It’s a memory. It’s a meme. It’s a memory. It’s a meme. It’s two blog entries in one!
First of all, don’t confuse this with the self-help/inspirational title of many years back, EVERYTHING I NEEDED TO KNOW I LEARNED IN KINDERGARTEN. (An aside: Really? What about long division? What about tampons? What about putting on pantyhose? I’m sorry, but all kindergarten gave me was phonics, which has left me with the inability to use about 30 percent of my vocabulary in conversation.) No, these are the things I KNEW, the facts of life as I had divined them from parents, Tarzan movies and cartoons.
1) God had a dark crewcut, a blue robe and a big smile.
2) If someone almost drowned, you pressed on his or her chest, chanting “Out goes the bad air, in goes the good air” until a spume of water issued from his or her lips.
3) One hundred was the most of anything, you couldn’t have more than 100. A journey could not be more than 100 miles. A family could not have more than $100. After much thought, I decided my family had $36.
4) Red M&M’s were the best.
5) You couldn’t go more than a few yards in a jungle without hitting quicksand. Don’t struggle!

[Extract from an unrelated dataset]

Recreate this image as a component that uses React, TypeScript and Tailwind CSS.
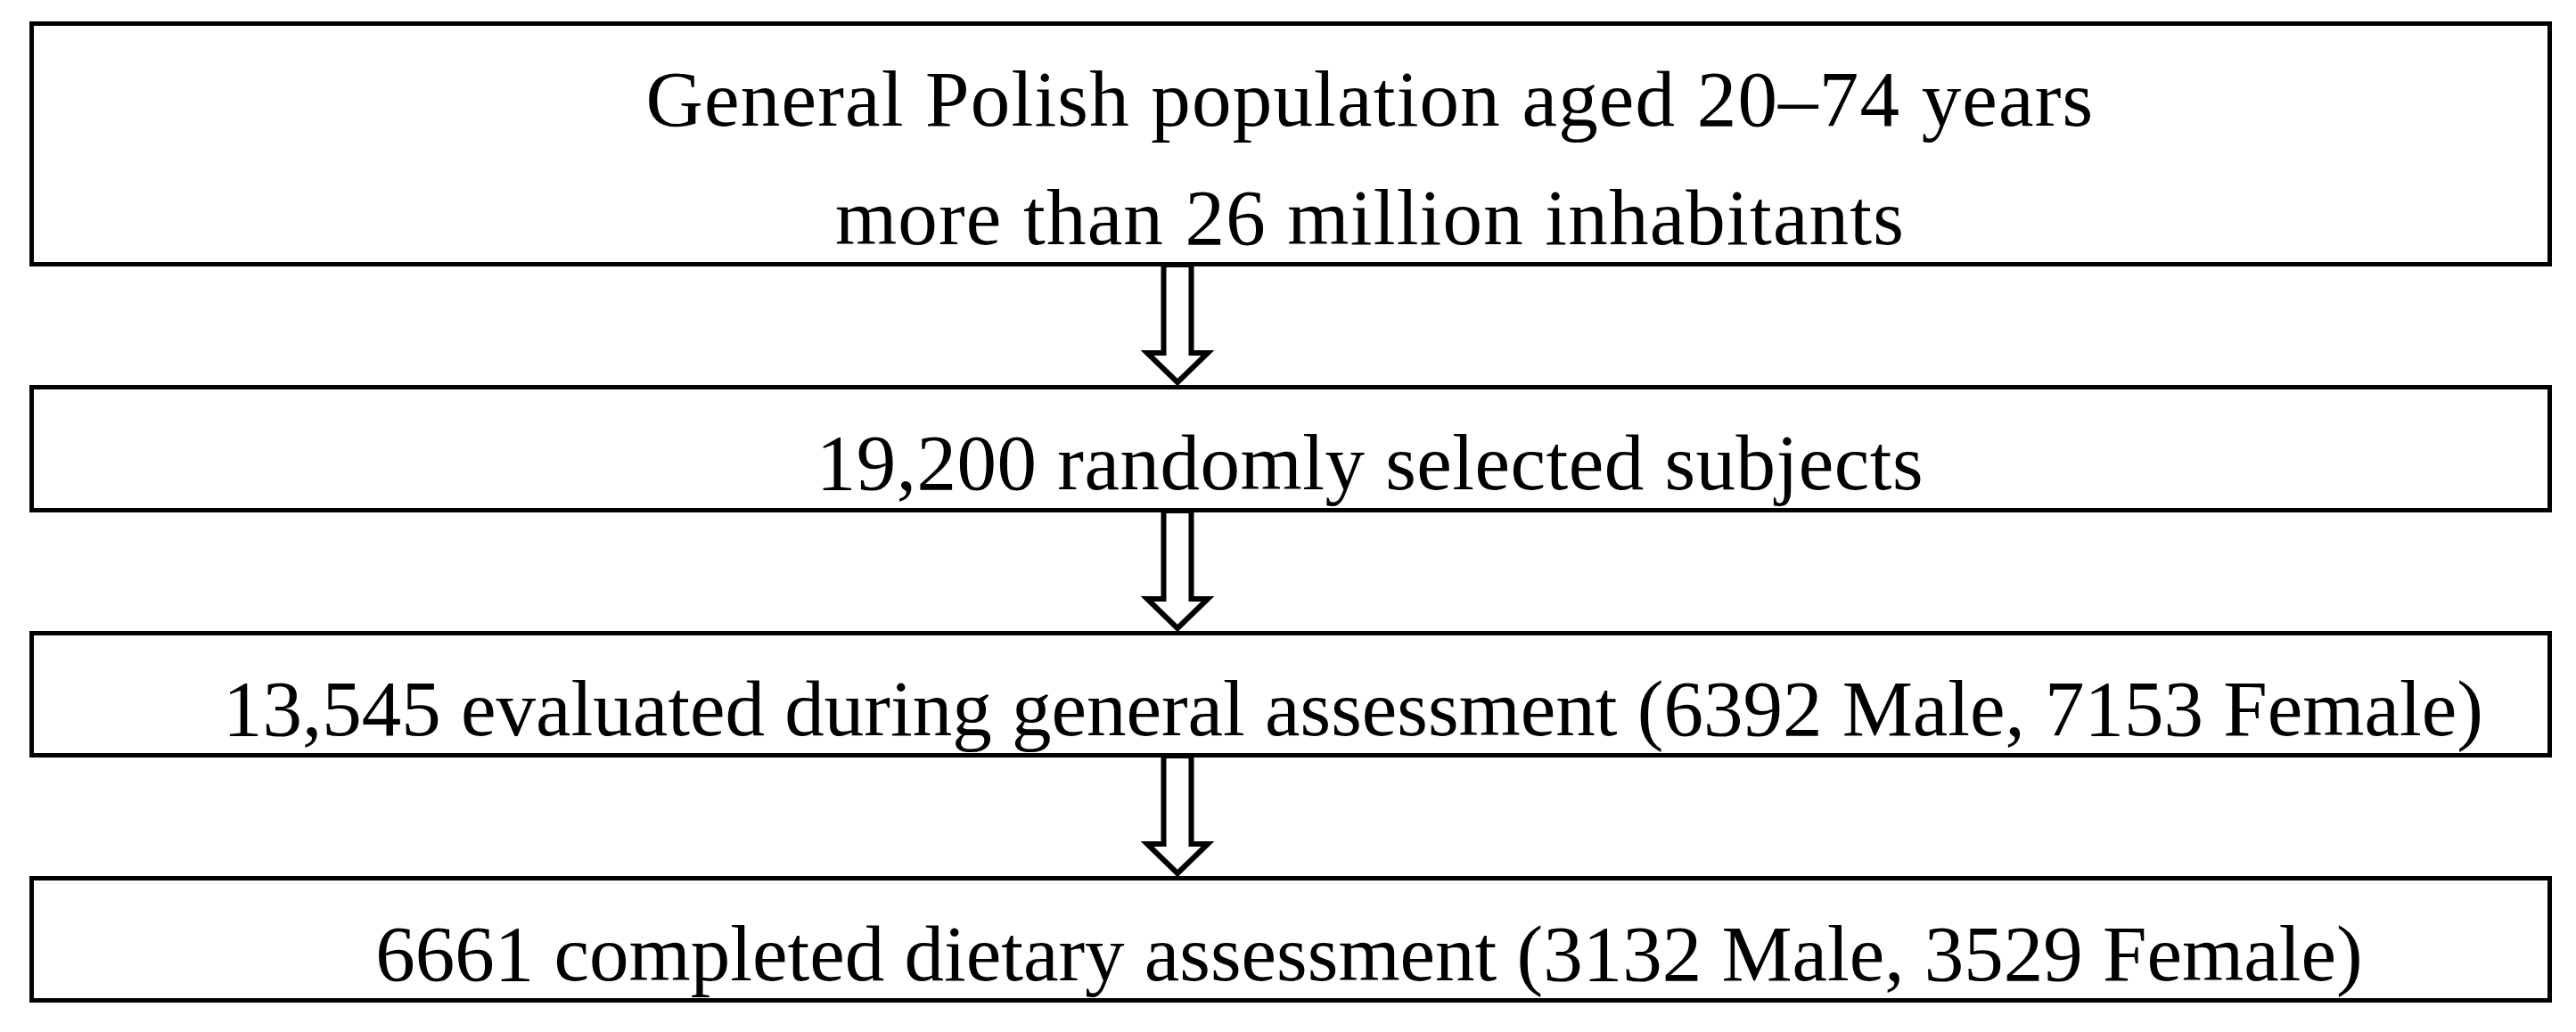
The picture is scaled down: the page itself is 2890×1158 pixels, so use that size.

6) Only bad people got cavities. My sister had no cavities. I did. And just in case I still didn’t get the point that I was very bad, there were all those issues of Highlights handy, with Goofus and Gallant to drive the dichotomy home. I was so clearly Goofus.
7) “Jane” (not her real name) was weird. (Still feel bad about that arbitrary judgment. I remember gossiping with my best friend when report cards came out, remarking that “Jane” probably got all her checks in the “needs work” boxes. She’s wearing striped socks, a la the Wicked Witch of the East, in our class picture. What was her mother thinking?)
8) “Zip,” inspired by the terrier in the Weekly Reader, was the best puppet of all the puppets at Trinity Day Kindergarten.
9) The most formidable villain in all of Greek mythology was Daedalus. Hey, the cartoon said so! And don’t forget the song, in which Hercules was said to have “softness in his eyes/iron in his thighs.” It’s such a bummer when it goes the other way.
10) If you sucked your thumb, you would be buck-toothed and have to wear braces. I sucked my thumb. My sister didn’t. Guess who got braces, and who ended up with an utterly manageable overbite? Sometimes, Goofus wins!
What did you know, absolutely know, when you were five years old?